Note about the PPC processor: The Branch and Decrement if Not Zero instruction (bdnz) was the only loop instruction within the loop. Since it also executed on the branch unit with a single cycle latency, it was always executed parallel to some other instruction within the loop. So, basically, bdnz based loop control was for free. This was a nice micro-optimization compared to the fully data dependent increment-compare-branch upward counting which would have used the integer unit for two cycles, and wasted two registers.
Pacerier over 6 years

@dthorpe, Does today's Intel still loop faster backwards?

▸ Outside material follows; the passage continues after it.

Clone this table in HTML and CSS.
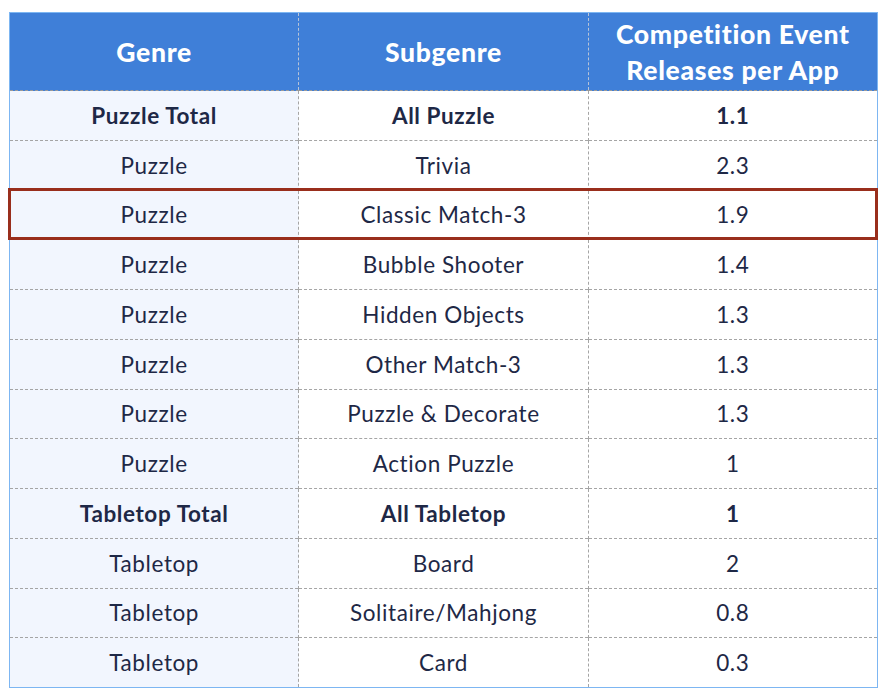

Or are they equal now?
Pacerier over 6 years

Is it possible that there is a diff of 2 instructions instead of only 1?
Pacerier over 6 years

Also, why is it hard to be sure of that? As long as the var i is not used within the loop, obviously you can flip it over isn't it?
Pacerier over 6 years

@LawrenceDol, The compiler will definitely know it unless you have dynamic code compilatino using exec.
Oliver Tušla over 2 years

Can you please recommend any literature/blog/video that talks about the direction of memory access and its performance?
Matthew K. over 2 years

@OliverTušla It's called cache prefetching en.wikipedia.org/wiki/Cache_prefetching and you should be able to find more info by searching for this term. I don't remember where I first learned of it but my original source would probably be outdated by now anyway. Cache control instructions might also interest you. More generally, you can also try searching for "cache performance" or "memory access optimization", etc. Implementation of cache prefetching is of course hardware dependent.